My heart still aches with sadness and secret tears still flow.
But now I know you want me to mourn you no more:
To remember all the happy times.
Life still has much in stored.
Since you'll never be forgotten.
I pledge to you today a hollowed place within my heart is where you'll always stay.
August 12, 2007
Staey wii always be missed.
August 12, 2007
To my dearest family, some things I'd like to say...
but first of all, to let you know, that I arrived okay.
I'm writing this from heaven. Here I dwell with God above.
Here, there's no more tears of sadness; here is just eternal love.
Please do not be unhappy just because I'm out of sight.
Remember that I'm with you every morning, noon and night.

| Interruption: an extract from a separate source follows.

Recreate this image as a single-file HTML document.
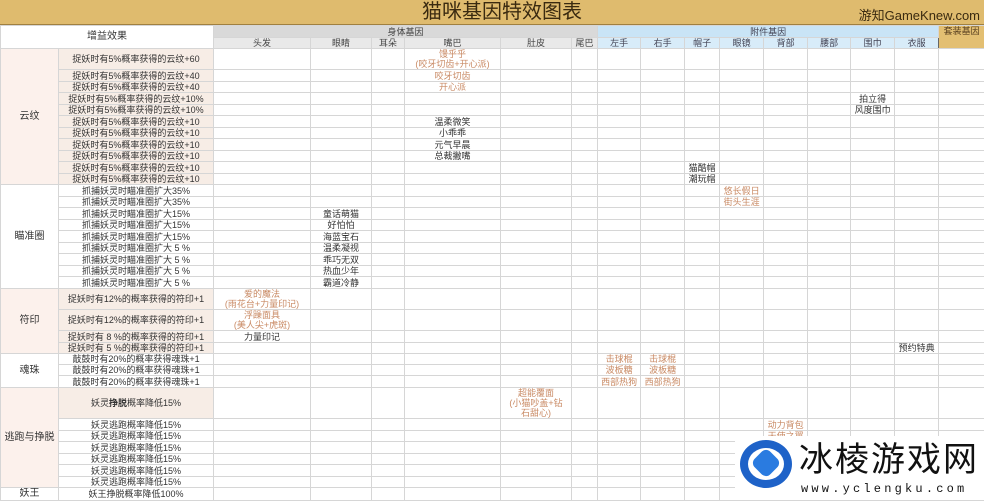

That day I had to leave you when my life on earth was through,
God picked me up and hugged me and He said, "I welcome you."
It's good to have you back again; you were missed while you were gone.
As for your dearest family, they'll be here later on.
I need you here badly; you're part of my plan.
There's so much that we have to do, to help our mortal man."
God gave me a list of things, that he wished for me to do.
And foremost on the list, was to watch and care for you.
And when you lie in bed at night, the day's chores put to flight.
God and I are closest to you....in the middle of the night.
When you think of my life on earth, and all those loving years
because you are only human, they are bound to bring you tears.
But do not be afraid to cry; it does relieve the pain.
Remember there would be no flowers, unless there was some rain.
I wish that I could tell you all that God has planned.
But if I were to tell you, you wouldn't understand.
But one thing is for certain, though my life on earth is over,
I'm closer to you now, than I ever was before.
There are many rocky roads ahead of you and many hills to climb;
but together we can do it by taking one day at a time.
It was always my philosophy and I'd like it for you too...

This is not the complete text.